Hybrid, a combination of diesel and electric, remains the go-between from fossil fuel to electric powertrains, but hybrid has already jettisoned the mechanical transmission with a power take off (PTO) to run the hydraulic oil pump. Critical to the hybrid evolution is how electro hydraulics has been used for power steering, removing hydraulic power steering components, such as the pump, hoses, fluid, drive belt, and pulley; making it much smaller and lighter.

The market is very competitive. Known for its transmission boxes, ZF manufacturer an electrically-powered hydraulic steering pump that can operate with traditional hydraulic pumps to provide power steering with hybrid and engine off-road operations, or full electric powertrains.

Component manufacturer Eaton, meanwhile, is pushing its next-generation of electro hydraulic steering and steer-by-wire systems. Its advanced steering valve can be programmed to allow the operator to adjust the steering knob position, number of wheel-turns lock-to-lock and handling. This year it introduced the ASV60 advanced steering valve, designed for mobile equipment using electro hydraulics or steer-by-wire for telehandlers, backhoe loaders, compact wheel loaders and tractors.

And Italian company Turolla manufactures ezeHelp, a direct-current (DC) electro-hydraulic pump that is part of a diesel-electric hybrid solution for lifting and in agriculture and construction for supplementary auxiliary steering and braking. Volvo Trucks also introduced its Volvo Dynamic Steering in 2013 to stop drivers wrestling with the steering wheel at low speeds and when off-road in construction vehicles. Using an electric motor connected to the steering gear, it receives information from several sensors. The motor is controlled 2,000 times every second using a torque overlay to correct unintentional steering movements and to provide extra torque when needed. The upshot is that you can turn the truck using a single finger at walking pace.


One of the critical trigger points in the wider commercial introduction of electro hydraulics is to be found on the New Routemaster, better known as the Boris Bus – a hybrid diesel-electric double-decker bus launched back in February 2012. Using a Cummins ISBe 4.5-litre engine, it worked with a Siemens hybrid transmission.
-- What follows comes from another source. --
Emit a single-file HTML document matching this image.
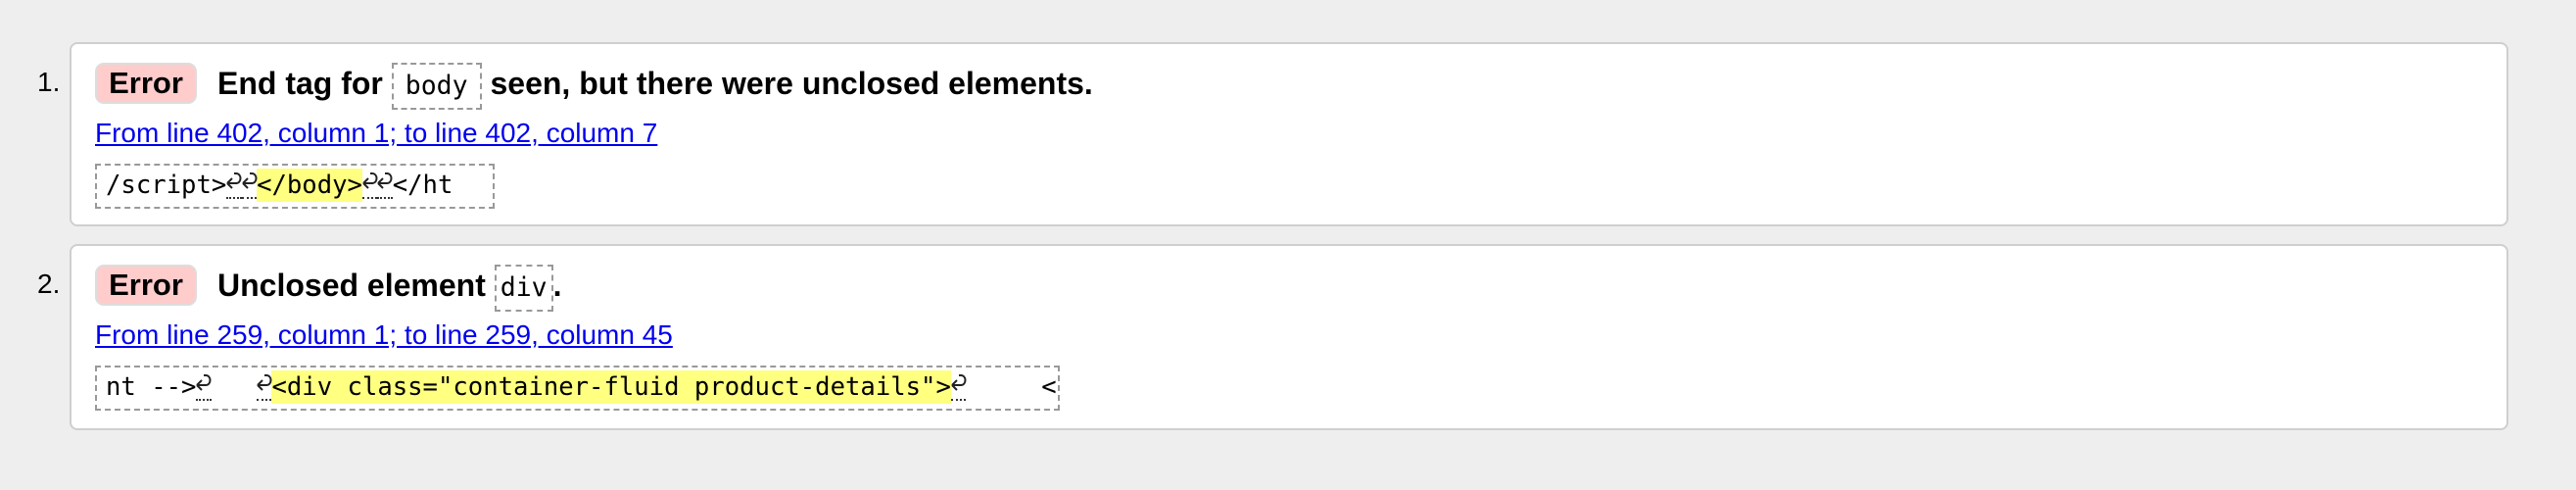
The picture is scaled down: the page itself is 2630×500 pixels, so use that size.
<!DOCTYPE html>
<html><head><meta charset="utf-8"><style>
body{margin:0;width:2630px;height:500px;background:#eeeeee;font-family:"Liberation Sans",Arial,sans-serif;position:relative;overflow:hidden}
.card{position:absolute;left:71px;width:2490px;background:#fff;border:2px solid #cfcfcf;border-radius:8px;box-sizing:border-box}
.abs{position:absolute;white-space:pre}
.num{font-size:28px;color:#000}
.badge{position:absolute;background:#fcc;border:2px solid #ddd;border-radius:9px;box-sizing:border-box;width:104px;height:42px;font-weight:bold;font-size:31px;text-align:center;line-height:38px;color:#000}
.title{font-weight:bold;font-size:32px;color:#000}
.cbox{display:inline-block;border:2px dashed #999;font-family:"DejaVu Sans Mono","Liberation Mono",monospace;font-weight:normal;font-size:26.5px;padding:0 12px;line-height:44px;vertical-align:middle}
a{color:#0000ee;text-decoration:underline;font-size:28px}
.code{position:absolute;border:2px dashed #999;box-sizing:border-box;font-family:"DejaVu Sans Mono","Liberation Mono",monospace;font-size:25.6px;white-space:pre;padding:0 0 0 9px;line-height:41px;height:46px}
.hl{background:#ffff80;display:inline-block;line-height:34px}
.r{display:inline-block;width:15.4px;height:30px;border-bottom:2px dotted #333;vertical-align:-6px;position:relative}
.r svg{position:absolute;left:-1px;top:2px}
</style></head><body>
<svg width="0" height="0" style="position:absolute"><defs><symbol id="ar" viewBox="0 0 18 22"><path d="M2 14 H11 C17 14 17 4 11 4 H9 M2 14 L7 9 M2 14 L7 19" fill="none" stroke="#222" stroke-width="2"/></symbol></defs></svg>
<div class="card" style="top:43px;height:188px"></div>
<div class="card" style="top:249px;height:190px"></div>

<div class="abs num" style="left:38px;top:64px;line-height:40px">1.</div>
<div class="badge" style="left:97px;top:64px">Error</div>
<div class="abs title" style="left:222px;top:59px;line-height:52px">End tag for <span class="cbox">body</span> seen, but there were unclosed elements.</div>
<div class="abs" style="left:97px;top:120px"><a>From line 402, column 1; to line 402, column 7</a></div>
<div class="code" style="left:97px;top:167px;width:408px">/script><span class="r"><svg width="18" height="22"><use href="#ar"/></svg></span><span class="r"><svg width="18" height="22"><use href="#ar"/></svg></span><span class="hl">&lt;/body&gt;</span><span class="r"><svg width="18" height="22"><use href="#ar"/></svg></span><span class="r"><svg width="18" height="22"><use href="#ar"/></svg></span>&lt;/ht</div>

<div class="abs num" style="left:38px;top:270px;line-height:40px">2.</div>
<div class="badge" style="left:97px;top:270px">Error</div>
<div class="abs title" style="left:222px;top:265px;line-height:52px">Unclosed element <span class="cbox" style="padding:0 4px">div</span>.</div>
<div class="abs" style="left:97px;top:326px"><a>From line 259, column 1; to line 259, column 45</a></div>
<div class="code" style="left:97px;top:373px;width:985px">nt --&gt;<span class="r"><svg width="18" height="22"><use href="#ar"/></svg></span>   <span class="r"><svg width="18" height="22"><use href="#ar"/></svg></span><span class="hl">&lt;div class="container-fluid product-details"&gt;</span><span class="r"><svg width="18" height="22"><use href="#ar"/></svg></span>     &lt;</div>
</body></html>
The engine drives a generator that supplies energy to a lithium-phosphate battery pack, which in turn provides electrical current for the electric drive motors, replenished by regenerative braking technology.

For Gardner Denver, the Boris Bus proved to be a launchpad for its electrically driven air compressor to the wider market, explains market sector director for transit and transport Jonathan Marsh. “We now speak to 80% of the OEMs in Europe. Gardner Denver provides electrically-driven compressed air for the braking system and the suspension or the kneeling system of buses for people to disembark. We use a converter or inverter or drive system that takes power off the DC to power the electric motor for the compressor.
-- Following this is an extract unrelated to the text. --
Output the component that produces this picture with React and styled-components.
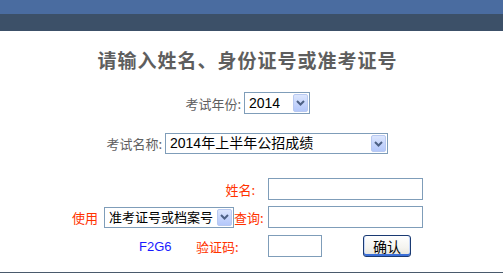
import React from "react";
import styled, { createGlobalStyle } from "styled-components";

const GlobalStyle = createGlobalStyle`
  html, body {
    margin: 0;
    padding: 0;
    background: #fff;
  }
  body {
    width: 503px;
    height: 273px;
    overflow: hidden;
    font-family: "Liberation Sans", "Noto Sans CJK SC", sans-serif;
  }
`;

const cjk = `"Noto Sans CJK SC", "Liberation Sans", sans-serif`;

const Page = styled.div`
  display: flex;
  flex-direction: column;
  width: 503px;
  height: 273px;
`;

const TopBar = styled.div`
  height: 14px;
  background: #4a6ca0;
`;

const SubBar = styled.div`
  height: 17px;
  background: #3c5068;
`;

const Main = styled.div`
  display: flex;
  flex-direction: column;
  flex: 1;
  border-bottom: 1px solid #4a5a6c;
`;

const Title = styled.h2`
  margin: 19px 8px 0 0;
  height: 20px;
  line-height: 20px;
  text-align: center;
  font-family: ${cjk};
  font-size: 19px;
  font-weight: 700;
  color: #5e5e5e;
  letter-spacing: 1px;
`;

const Row = styled.div`
  display: flex;
  align-items: center;
  margin-top: ${(p) => p.$top}px;
  height: ${(p) => p.$h || 21}px;
`;

const Label = styled.span`
  display: inline-block;
  flex-shrink: 0;
  width: ${(p) => (p.$w ? `${p.$w}px` : "auto")};
  text-align: ${(p) => p.$align || "left"};
  padding-right: ${(p) => p.$pr || 0}px;
  box-sizing: border-box;
  font-family: ${cjk};
  font-size: 13px;
  line-height: 21px;
  color: ${(p) => (p.$red ? "#ff3300" : "#5f5f5f")};
  white-space: nowrap;
`;

const SelectBox = styled.div`
  display: flex;
  flex-shrink: 0;
  align-items: center;
  justify-content: space-between;
  box-sizing: border-box;
  width: ${(p) => p.$w}px;
  height: ${(p) => p.$h || 21}px;
  margin-left: ${(p) => p.$ml || 0}px;
  border: 1px solid #7f9db9;
  background: #fff;
  padding: 1px 1px 1px 4px;
`;

const SelectText = styled.span`
  overflow: hidden;
  font-family: "Liberation Sans", "Noto Sans CJK SC", sans-serif;
  font-size: ${(p) => p.$fs || 14}px;
  color: #000;
  white-space: nowrap;
  line-height: 17px;
`;

const ArrowBtn = styled.span`
  display: flex;
  flex-shrink: 0;
  align-items: center;
  justify-content: center;
  width: 15px;
  height: 100%;
  box-sizing: border-box;
  border: 1px solid #b8c9f1;
  border-radius: 2px;
  background: linear-gradient(180deg, #dce6fd 0%, #c3d3fc 60%, #b4c8fb 100%);
`;

const Input = styled.div`
  box-sizing: border-box;
  flex-shrink: 0;
  width: ${(p) => p.$w}px;
  height: 22px;
  border: 1px solid #7f9db9;
  background: #fff;
`;

const Code = styled.span`
  display: inline-block;
  width: 57px;
  font-family: "Liberation Sans", sans-serif;
  font-size: 13px;
  color: #1a1aff;
  line-height: 21px;
`;

const Button = styled.button`
  box-sizing: border-box;
  width: 48px;
  height: 22px;
  margin-left: 41px;
  margin-top: -1px;
  padding: 0;
  border: 1px solid #1a3a72;
  border-radius: 3px;
  background: linear-gradient(180deg, #ffffff 0%, #f4f3ee 60%, #e3e2da 100%);
  box-shadow: inset 0 -2px 0 #3b6fd8, inset 1px 0 0 #c8d8f8, inset -1px 0 0 #c8d8f8;
  font-family: ${cjk};
  font-size: 14px;
  line-height: 18px;
  color: #000;
`;

const Grid = styled.div`
  display: grid;
  grid-template-columns: 263px 1fr;
  column-gap: 5px;
  align-items: center;
  margin-top: ${(p) => p.$top}px;
`;

const Cell = styled.div`
  display: flex;
  align-items: center;
  padding-left: ${(p) => p.$pl || 0}px;
  justify-content: ${(p) => p.$justify || "flex-start"};
`;

const Chevron = () => (
  <svg width="9" height="6" viewBox="0 0 9 6">
    <path d="M1 1 L4.5 4.5 L8 1" fill="none" stroke="#4d6185" strokeWidth="2" />
  </svg>
);

const Select = ({ w, h, ml, fs, children }) => (
  <SelectBox $w={w} $h={h} $ml={ml}>
    <SelectText $fs={fs}>{children}</SelectText>
    <ArrowBtn>
      <Chevron />
    </ArrowBtn>
  </SelectBox>
);

export default function App() {
  return (
    <>
      <GlobalStyle />
      <Page>
        <TopBar />
        <SubBar />
        <Main>
          <Title>请输入姓名、身份证号或准考证号</Title>

          <Row $top={22} $h={22}>
            <Label $w={241} $align="right">考试年份:</Label>
            <Select w={66} h={22} ml={3}>2014</Select>
          </Row>

          <Row $top={19}>
            <Label $w={162} $align="right">考试名称:</Label>
            <Select w={223} ml={3}>2014年上半年公招成绩</Select>
          </Row>

          <Grid $top={24}>
            <Cell $justify="flex-end">
              <Label $red $pr={8}>姓名:</Label>
            </Cell>
            <Input $w={155} />
          </Grid>

          <Grid $top={6}>
            <Cell $pl={72}>
              <Label $red $w={32}>使用</Label>
              <Select w={130} fs={13}>准考证号或档案号</Select>
              <Label $red>查询:</Label>
            </Cell>
            <Input $w={155} />
          </Grid>

          <Grid $top={7}>
            <Cell $pl={139}>
              <Code>F2G6</Code>
              <Label $red>验证码:</Label>
            </Cell>
            <Cell>
              <Input $w={54} />
              <Button>确认</Button>
            </Cell>
          </Grid>
        </Main>
      </Page>
    </>
  );
}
“The [electric vehicle] market is evolving in many different directions. I think there will need to be some technology consolidation at some point because economies of scale will be needed to help get the price of vehicles down. Even on compressed air there is the debate about high or low voltage, for example.”

Vehicle and mobile machine manufacturers have mainly focussed on propulsion and the associated systems for steering, braking and suspension. Market suppliers have been developing electric hydraulic solutions to power the add-ons like lifting equipment, and one such device is the electric PTO (ePTO) system developed by Hiab.
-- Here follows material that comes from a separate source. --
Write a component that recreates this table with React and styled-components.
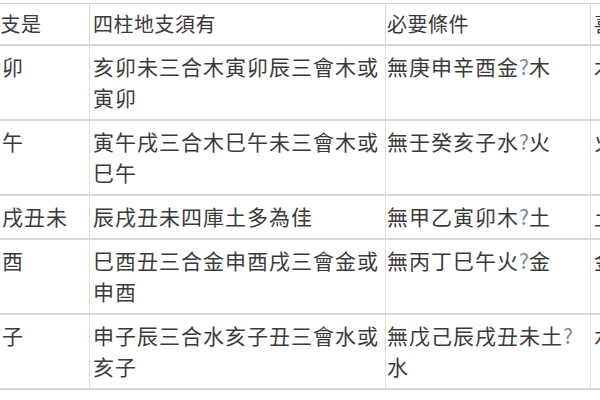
import styled, { createGlobalStyle } from "styled-components";

const GlobalStyle = createGlobalStyle`
  html, body {
    margin: 0;
    padding: 0;
    background: #fff;
  }
`;

/* ─── Frame ─── */
const Frame = styled.div`
  width: 600px;
  height: 400px;
  overflow: hidden;
  padding-top: 3px;
  box-sizing: border-box;
  background: #fff;
`;

/* ─── Table ─── */
const Table = styled.table`
  margin-left: -24px;
  border-collapse: collapse;
  table-layout: fixed;
  width: 740px;
  font-family: "Noto Sans CJK TC", "Noto Sans CJK SC", sans-serif;
  color: #3a3a3a;
`;

const Th = styled.th`
  font-size: 20px;
  font-weight: 400;
  line-height: 31px;
  letter-spacing: 0.5px;
  text-align: left;
  vertical-align: top;
  padding: 4px 2px 5px ${({ $pl }) => $pl ?? 3}px;
  border: 1px solid #d6d6d6;
  border-top-color: #d0d0d0;
  border-bottom: 2px solid #d8d8d8;
  white-space: nowrap;
  overflow: hidden;
`;

const Td = styled.td`
  font-size: 21px;
  line-height: 31px;
  letter-spacing: 1px;
  vertical-align: top;
  padding: 5px 2px 6px ${({ $pl }) => $pl ?? 3}px;
  border: 1px solid #dedede;
  border-bottom: 2px solid #d8d8d8;
  word-break: break-all;
`;

const Q = styled.span`
  color: #7a8a96;
  letter-spacing: 0;
`;

const rows = [
  { branch: "寅卯", need: "亥卯未三合木寅卯辰三會木或寅卯", cond: ["無庚申辛酉金", "木"], use: "木" },
  { branch: "巳午", need: "寅午戌三合木巳午未三會木或巳午", cond: ["無壬癸亥子水", "火"], use: "火" },
  { branch: "辰戌丑未", need: "辰戌丑未四庫土多為佳", cond: ["無甲乙寅卯木", "土"], use: "土" },
  { branch: "申酉", need: "巳酉丑三合金申酉戌三會金或申酉", cond: ["無丙丁巳午火", "金"], use: "金" },
  { branch: "亥子", need: "申子辰三合水亥子丑三會水或亥子", cond: ["無戊己辰戌丑未土", "水"], use: "水" },
];

export default function App() {
  return (
    <>
      <GlobalStyle />
      <Frame>
        <Table>
          <colgroup>
            <col style={{ width: 113 }} />
            <col style={{ width: 296 }} />
            <col style={{ width: 205 }} />
            <col style={{ width: 126 }} />
          </colgroup>
          <thead>
            <tr>
              <Th>月支是</Th>
              <Th>四柱地支須有</Th>
              <Th $pl={1}>必要條件</Th>
              <Th>喜用神</Th>
            </tr>
          </thead>
          <tbody>
            {rows.map((r) => (
              <tr key={r.branch}>
                <Td>{r.branch}</Td>
                <Td>{r.need}</Td>
                <Td $pl={1}>
                  {r.cond[0]}
                  <Q>?</Q>
                  {r.cond[1]}
                </Td>
                <Td>{r.use}</Td>
              </tr>
            ))}
          </tbody>
        </Table>
      </Frame>
    </>
  );
}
Hans Winscher, country manager at Hiab Sweden, says the ePTO minimises emissions and can replace conventional systems in vehicles. “The ePTO provides an equal lifting capacity to a conventional crane compared to a traditional PTO,” Winscher adds. The ePTO system comprises a battery with a 40kWh capacity, an electric motor, a hydraulic pump and a smart electronic control system. When the crane is not in use, the electric pump is automatically switched off to save energy and battery capacity. It is recharged at night.

ZF has also developed hybrid and electric turnkey solutions, and recently launched its electric drum mixer drive, called the CMe ECOMIX Electric Mixer Drive (pictured). Traditional mixer drums are driven by high-pressure oil-pump hydraulics that are powered through the truck’s combustion engine through a PTO.

Alexander Eisner, head of product communication from ZF’s off-highway systems, says this plug-in hybrid concept replaces the hydraulic motor in the mixer drive with a pre-connected electric motor and electro hydraulic pump with a generator. “The battery can be charged on the mixer system by cable and by a built-in generator when being driven. It is compact, has lower weight, and durability.

“During operation, the vehicle can access 60kW continuous power and a peak power of 125kW for a shorter period. The high voltage system was specially selected for reduced power loss. This is emerging as the standard in the electric commercial vehicles sector.”


While the industry inches slowly towards solely electric-power machines, there are already several out there. Last year, an electric dump truck weighing 58 tonnes, capable of carrying 65 tonnes, was unveiled. The eDumper is a joint development, with the 4.5 tonne lithium-ion battery supplied by Swiss company Lithium Storage.

It uses a synchronous electric motor generating 590kW continuous power and up to 9,500Nm torque. It loads at the surface and drops down into a mine, during which travel heat generated by the disc brakes charge the battery, which is then used to drive back to the surface. This shows what is possible without any real weight constriction and with a favourable working environment, in this case using gravity for regeneration to recharge the battery.

Lower down the weight scale, in the mobile machinery sector, the commercial move to all-electric powered engines has only just begun. Unlike the road-going sector, machines operating in agriculture and construction require continuous high horsepower working long duty cycles. This puts a lot of strain on the primary source of electric energy, so to compensate, most go for two electric motors, like the LX2 all-electric compact wheel loader introduced last year by Volvo CE. (See also

Volvo CE is also experimenting with its excavator range and has demonstrated the EX2; a fully electric compact excavator. The EX2 stemmed from the company’s €7m research project.

Removing the hydraulic system and the combustion engine, as well as reducing the cooling needs, has led to significantly lower noise levels. However, at this stage, the EX2 is purely a research project and there are currently no plans for industrialisation, says Ahcène Nedjimi, electrics and electronics systems lead engineer and EX2 project leader.